Participants are strongly encouraged to bring:

  • A plant or something that has been part of a plant such as tea, coffee, or a fruit
  • An expressive medium (e.g., pen and paper)
  • A desire to play and share in a collective entanglement

The session closes with a discussion of emerging themes and sharing of creative responses. In addition, participants will be invited to upload images of their responses to an online archive that the Plant Contingent is currently growing.

About the Plant Contingent

The Plant Contingent is a rhizomatic collective of aesthetic, cultural, and ontological entanglements, located across the United States and Ecuador. We are united by synchronous and asynchronous processes to explore how to be and think together, apart. We represent a variety of cultural origins, academic fields, and creative practices. During our meetings, we cross-pollinate ideas and activities, and we talk with our plants. Ideas emerge organically, elucidating different ways of living and translating ourselves into the future. Our collective works thus far have delved into such surreal practices as automatic drawing and writing, various exquisite corpses, and a plant-derived tarot-style card deck.

Working dissertation titles are:

Sam Jones: Wild Care: Resonance, Emergence, and Excess

Ana Fernandez Miranda-Texidor: Plant Ontology: The Amazonian Yachag and the Artist in Trance

Maria Patricia Tinajero: Becoming Soil

Nandita Baxi Sheth: Being Melliferous: An Aesthetic Philosophy of Pollination

We look forward to an evening of germination and new growth with you!

Past Events

Sept. 12 - T. J. Demos - Creative Ecologies and the Aesthetics of Climate Justice

September 12 @ 3pm

Senator George J. Mitchell Center for Sustainability Solutions & Zoom

For more information, click here.

T. J. Demos‘s research focuses on the intersections of contemporary art, radical politics, and ecology—particularly where art, activism, and visual culture oppose racial, colonial, and extractive capitalism, and where they work towards social, economic, and environmental justice. He is the author of numerous books, including: Beyond the World’s End: Arts of Living at the Crossing (Duke University Press, 2020), Decolonizing Nature: Contemporary Art and Political Ecology (Sternberg Press, 2016), and Against the Anthropocene: Visual Culture and Environment Today (Sternberg Press, 2017). In Spring 2020, he was a Getty Research Institute Fellow working on a new book project on radical futurisms, and directed the Mellon-funded Sawyer Seminar research project Beyond the End of the World during 2019-21. Prof. Demos has also curated a number of exhibitions and film screening series, including Beyond the World’s End at the Santa Cruz Museum of Art and History (2020-21); Rights of Nature: Art and Ecology in the Americas, at Nottingham Contemporary (2015); Specters: A Ciné-Politics of Haunting, at Madrid’s Reina Sofia Museum (2014); and Beyond the World’s End at the Museum of Art and History, Santa Cruz (2019).

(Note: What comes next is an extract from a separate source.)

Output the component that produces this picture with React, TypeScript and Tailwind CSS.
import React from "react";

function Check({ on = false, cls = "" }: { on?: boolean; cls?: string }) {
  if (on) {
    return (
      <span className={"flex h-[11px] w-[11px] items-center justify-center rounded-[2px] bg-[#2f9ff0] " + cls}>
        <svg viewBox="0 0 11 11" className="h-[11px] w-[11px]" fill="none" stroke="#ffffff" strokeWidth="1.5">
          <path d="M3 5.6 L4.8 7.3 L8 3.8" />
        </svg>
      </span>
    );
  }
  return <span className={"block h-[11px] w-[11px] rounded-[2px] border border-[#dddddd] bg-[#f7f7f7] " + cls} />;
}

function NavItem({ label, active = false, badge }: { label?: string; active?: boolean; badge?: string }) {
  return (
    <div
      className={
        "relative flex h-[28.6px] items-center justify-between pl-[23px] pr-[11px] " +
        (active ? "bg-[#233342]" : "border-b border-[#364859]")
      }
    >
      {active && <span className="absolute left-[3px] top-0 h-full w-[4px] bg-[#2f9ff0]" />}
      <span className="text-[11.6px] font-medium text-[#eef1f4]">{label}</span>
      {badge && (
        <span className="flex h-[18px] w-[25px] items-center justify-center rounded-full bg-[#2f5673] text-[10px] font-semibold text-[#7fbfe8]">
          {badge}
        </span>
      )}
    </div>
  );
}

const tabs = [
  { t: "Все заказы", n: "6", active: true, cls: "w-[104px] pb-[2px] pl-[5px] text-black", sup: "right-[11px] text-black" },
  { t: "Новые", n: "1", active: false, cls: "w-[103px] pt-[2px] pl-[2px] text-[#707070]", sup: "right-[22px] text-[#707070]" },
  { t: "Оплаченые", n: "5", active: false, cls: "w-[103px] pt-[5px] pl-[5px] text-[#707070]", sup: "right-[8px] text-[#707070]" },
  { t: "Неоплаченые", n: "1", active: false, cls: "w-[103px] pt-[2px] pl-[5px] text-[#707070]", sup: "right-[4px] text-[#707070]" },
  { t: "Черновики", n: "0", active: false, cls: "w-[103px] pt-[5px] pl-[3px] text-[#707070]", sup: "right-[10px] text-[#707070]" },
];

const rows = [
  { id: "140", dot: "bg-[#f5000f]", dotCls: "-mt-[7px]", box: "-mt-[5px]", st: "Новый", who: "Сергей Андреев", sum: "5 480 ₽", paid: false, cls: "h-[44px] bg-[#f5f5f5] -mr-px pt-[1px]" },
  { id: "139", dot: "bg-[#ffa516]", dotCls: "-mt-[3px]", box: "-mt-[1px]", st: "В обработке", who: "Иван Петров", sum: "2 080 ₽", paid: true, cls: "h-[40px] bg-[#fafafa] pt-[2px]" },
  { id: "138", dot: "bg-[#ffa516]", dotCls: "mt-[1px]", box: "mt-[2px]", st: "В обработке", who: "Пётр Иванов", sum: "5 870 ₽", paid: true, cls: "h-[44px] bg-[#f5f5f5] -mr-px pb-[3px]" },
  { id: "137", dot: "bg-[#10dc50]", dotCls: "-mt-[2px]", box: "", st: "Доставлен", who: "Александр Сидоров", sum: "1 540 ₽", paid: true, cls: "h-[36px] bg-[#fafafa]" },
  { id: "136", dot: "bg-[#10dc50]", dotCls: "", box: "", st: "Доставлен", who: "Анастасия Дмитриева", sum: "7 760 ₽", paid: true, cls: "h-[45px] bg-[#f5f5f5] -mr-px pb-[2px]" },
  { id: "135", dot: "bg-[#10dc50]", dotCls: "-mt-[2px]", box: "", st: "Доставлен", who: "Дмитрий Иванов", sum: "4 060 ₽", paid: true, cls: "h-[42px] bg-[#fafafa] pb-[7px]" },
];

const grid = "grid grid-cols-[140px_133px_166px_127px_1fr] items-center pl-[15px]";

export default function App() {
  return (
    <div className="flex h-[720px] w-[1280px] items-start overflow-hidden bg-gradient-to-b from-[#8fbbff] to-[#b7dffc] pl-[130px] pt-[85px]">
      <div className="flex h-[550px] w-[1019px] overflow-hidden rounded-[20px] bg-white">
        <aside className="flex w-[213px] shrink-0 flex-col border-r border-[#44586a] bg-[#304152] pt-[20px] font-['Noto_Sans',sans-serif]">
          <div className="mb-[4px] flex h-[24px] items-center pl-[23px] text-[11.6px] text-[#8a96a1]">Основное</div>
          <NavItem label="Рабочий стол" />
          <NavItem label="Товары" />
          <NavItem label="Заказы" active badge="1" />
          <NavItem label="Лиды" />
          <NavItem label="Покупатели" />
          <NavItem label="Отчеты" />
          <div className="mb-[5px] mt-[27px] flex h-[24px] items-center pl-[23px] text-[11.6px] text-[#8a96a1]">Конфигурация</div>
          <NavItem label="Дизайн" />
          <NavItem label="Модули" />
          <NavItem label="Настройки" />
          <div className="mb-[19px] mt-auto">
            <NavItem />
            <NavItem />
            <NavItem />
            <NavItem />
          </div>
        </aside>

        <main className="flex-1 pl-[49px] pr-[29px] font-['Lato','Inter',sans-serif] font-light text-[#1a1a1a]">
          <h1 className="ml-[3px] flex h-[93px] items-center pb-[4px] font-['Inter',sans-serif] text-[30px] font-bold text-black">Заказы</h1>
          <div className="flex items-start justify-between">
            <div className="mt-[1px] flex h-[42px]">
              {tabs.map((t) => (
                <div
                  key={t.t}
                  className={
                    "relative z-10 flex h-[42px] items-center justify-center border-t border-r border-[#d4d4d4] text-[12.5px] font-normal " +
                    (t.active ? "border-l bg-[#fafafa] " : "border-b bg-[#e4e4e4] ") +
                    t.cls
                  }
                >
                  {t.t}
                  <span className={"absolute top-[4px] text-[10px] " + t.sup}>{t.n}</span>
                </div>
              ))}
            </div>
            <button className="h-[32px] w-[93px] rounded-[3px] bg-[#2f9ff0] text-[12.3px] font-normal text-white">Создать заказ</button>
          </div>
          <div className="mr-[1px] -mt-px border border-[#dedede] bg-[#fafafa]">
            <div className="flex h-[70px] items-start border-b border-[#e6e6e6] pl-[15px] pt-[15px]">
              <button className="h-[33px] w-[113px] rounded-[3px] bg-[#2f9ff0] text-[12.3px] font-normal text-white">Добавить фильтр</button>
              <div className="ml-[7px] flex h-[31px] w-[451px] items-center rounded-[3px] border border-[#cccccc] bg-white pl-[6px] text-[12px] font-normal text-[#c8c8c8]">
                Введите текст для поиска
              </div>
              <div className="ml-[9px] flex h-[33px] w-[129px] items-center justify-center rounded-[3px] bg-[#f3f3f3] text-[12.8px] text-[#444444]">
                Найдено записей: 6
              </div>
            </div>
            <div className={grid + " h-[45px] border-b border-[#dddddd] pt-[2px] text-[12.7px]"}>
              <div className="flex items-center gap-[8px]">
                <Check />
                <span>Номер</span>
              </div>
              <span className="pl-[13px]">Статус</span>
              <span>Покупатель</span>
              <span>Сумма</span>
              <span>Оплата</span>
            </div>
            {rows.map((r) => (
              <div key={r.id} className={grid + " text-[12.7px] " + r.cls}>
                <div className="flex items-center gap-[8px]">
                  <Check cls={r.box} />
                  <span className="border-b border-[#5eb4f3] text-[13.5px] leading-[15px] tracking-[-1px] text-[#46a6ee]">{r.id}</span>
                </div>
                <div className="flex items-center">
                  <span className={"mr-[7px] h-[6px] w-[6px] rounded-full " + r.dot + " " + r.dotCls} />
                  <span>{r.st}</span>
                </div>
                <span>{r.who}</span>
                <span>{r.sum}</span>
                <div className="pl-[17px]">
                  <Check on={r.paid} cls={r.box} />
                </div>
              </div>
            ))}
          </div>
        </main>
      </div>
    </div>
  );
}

Sept. 23 - Michel Droge - Bright Fathoms, a Gallery Talk

September 23 @ 5:30pm

Lord Hall Gallery

The exhibition Bright Fathoms: Michel Droge in Collaboration with Dr. Beth Orcutt, Marine Scientist is on view in Lord Hall Gallery from August 29 – October 28, 2022.

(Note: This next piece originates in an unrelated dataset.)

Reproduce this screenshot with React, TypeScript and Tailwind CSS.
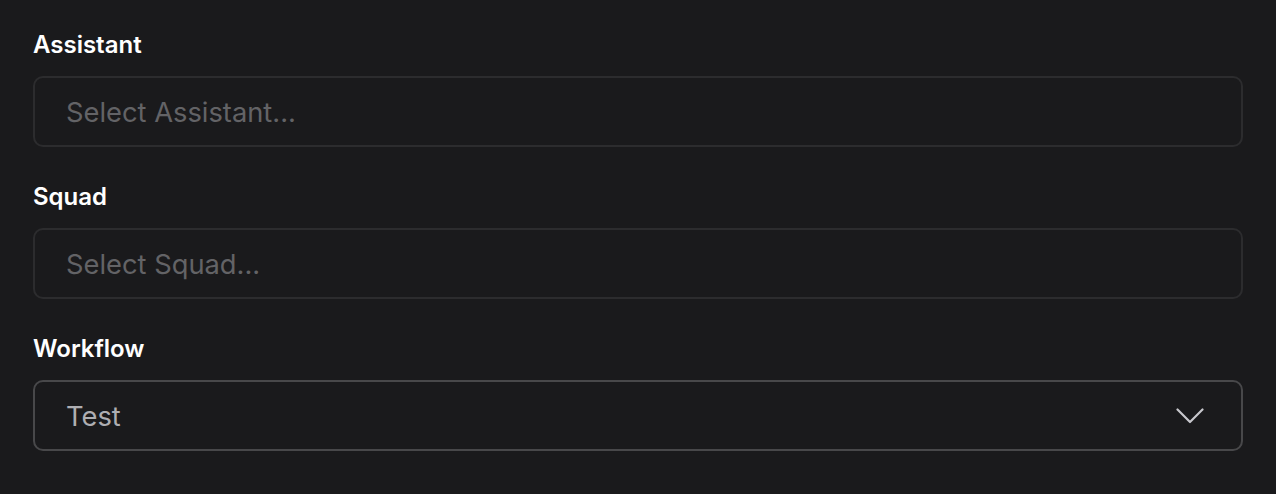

Who: Michel Droge is a painter and printmaker whose work engages with the environment and ideas of multi-species, non-binary, and entangled life systems. An element of Michel’s practice is collaborative engagement with scientific researchers, conservation groups, and communities including the Bigelow Laboratories, Eastport Health Care, and Maine Audubon.

Michel is the recipient of a Joan Mitchell Foundation award, a co-recipient of a Kindling Fund grant and three Maine Arts Commission grants. They have been awarded fellowships and residencies at Surfpoint, Ellis-Beauregard Foundation, Hewnoaks Residency, the Tides Institute, the Joseph Fiore Foundation, the Stephen Pace House, and the Constance Saltonstall Foundation for the Arts.

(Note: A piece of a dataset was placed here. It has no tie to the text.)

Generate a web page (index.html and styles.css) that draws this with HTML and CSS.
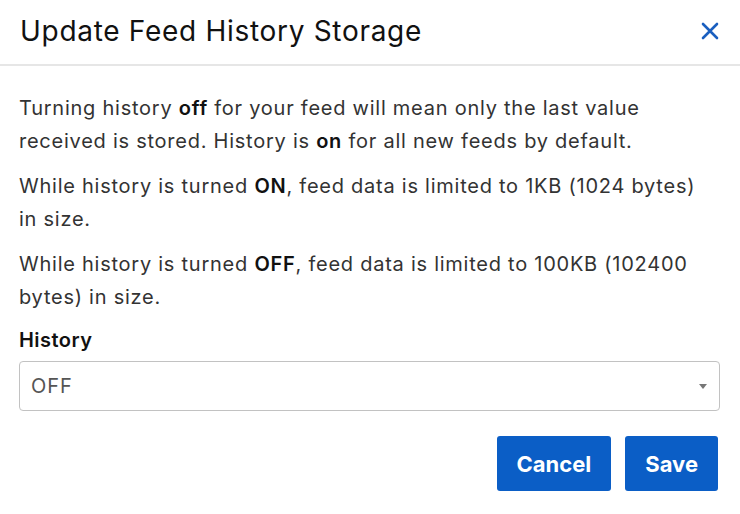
FILE: index.html
```html
<!DOCTYPE html>
<html>
<head>
<meta charset="utf-8">
<link rel="stylesheet" href="styles.css">
</head>
<body>
<div class="modal">
  <div class="modal-header">
    <h1 class="modal-title">Update Feed History Storage</h1>
    <button class="close" aria-label="Close">
      <svg width="18" height="18" viewBox="0 0 18 18"><path d="M2 2 L16 16 M16 2 L2 16" stroke="#1a5fbf" stroke-width="2.6" stroke-linecap="round"/></svg>
    </button>
  </div>
  <div class="modal-body">
    <p>Turning history <b>off</b> for your feed will mean only the last value received is stored. History is <b>on</b> for all new feeds by default.</p>
    <p>While history is turned <b>ON</b>, feed data is limited to 1KB (1024 bytes) in size.</p>
    <p>While history is turned <b>OFF</b>, feed data is limited to 100KB (102400 bytes) in size.</p>
    <label class="field-label">History</label>
    <div class="select">
      <span class="select-value">OFF</span>
      <span class="caret"></span>
    </div>
  </div>
  <div class="modal-footer">
    <button class="btn">Cancel</button>
    <button class="btn">Save</button>
  </div>
</div>
</body>
</html>
```
FILE: styles.css
```css
* { box-sizing: border-box; }
html, body { margin: 0; padding: 0; background: #fff; }
body { font-family: Inter, "Open Sans", "Liberation Sans", sans-serif; color: #333; }
.modal { width: 740px; }
.modal-header {
  height: 66px;
  display: flex;
  align-items: center;
  justify-content: space-between;
  padding: 0 21px 2px 20px;
  border-bottom: 2px solid #e6e6e6;
}
.modal-title {
  margin: 0;
  font-size: 28px;
  font-weight: 400;
  color: #111;
  letter-spacing: 0.7px;
}
.close {
  background: none;
  border: 0;
  padding: 0;
  width: 18px;
  height: 18px;
  display: flex;
  cursor: pointer;
}
.modal-body { padding: 26px 20px 0 19px; }
.modal-body p {
  margin: 0 0 12px 0;
  font-size: 20px;
  line-height: 33px;
  letter-spacing: 0.75px;
  color: #333;
  padding-right: 15px;
}
.modal-body p b { color: #111; font-weight: 600; }
.field-label {
  display: block;
  font-size: 20px;
  font-weight: 600;
  letter-spacing: 0.45px;
  color: #111;
  margin-top: 14px;
  line-height: 24px;
}
.select {
  margin-top: 9px;
  height: 50px;
  border: 1.5px solid #c2c2c2;
  border-radius: 4px;
  display: flex;
  align-items: center;
  justify-content: space-between;
  padding: 0 12px 0 11px;
}
.select-value { font-size: 20px; color: #555; letter-spacing: 1px; }
.caret {
  width: 0; height: 0;
  border-left: 4px solid transparent;
  border-right: 4px solid transparent;
  border-top: 5px solid #777;
}
.modal-footer {
  display: flex;
  justify-content: flex-end;
  gap: 14px;
  padding: 25px 22px 0 0;
}
.btn {
  height: 55px;
  background: #0b5ec6;
  color: #fff;
  border: 0;
  border-radius: 3px;
  font-family: Inter, "Open Sans", "Liberation Sans", sans-serif;
  font-size: 22px;
  font-weight: 700;
  padding: 0 20px;
}
```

Oct. 6 - Aviva Rahmani -- Changing the Paradigm: Marking a Surface, Marking the Society

October 6 @ 7pm

104 IMRC

Pioneering ecological artist Aviva Rahmani works to teach and inspire others about ecological restoration as artmaking. Rahmani exhibits, publishes, and presents internationally, and her work has won numerous grants and fellowships. She earned her BFA and MFA at the California Institute of the Arts and her PhD at the University of Plymouth, UK. She is an affiliate with the Institute for Arctic and Alpine Research at the University of Colorado, Boulder. Rahmani currently lives and works in Manhattan and Maine.

This presentation is also available on Zoom.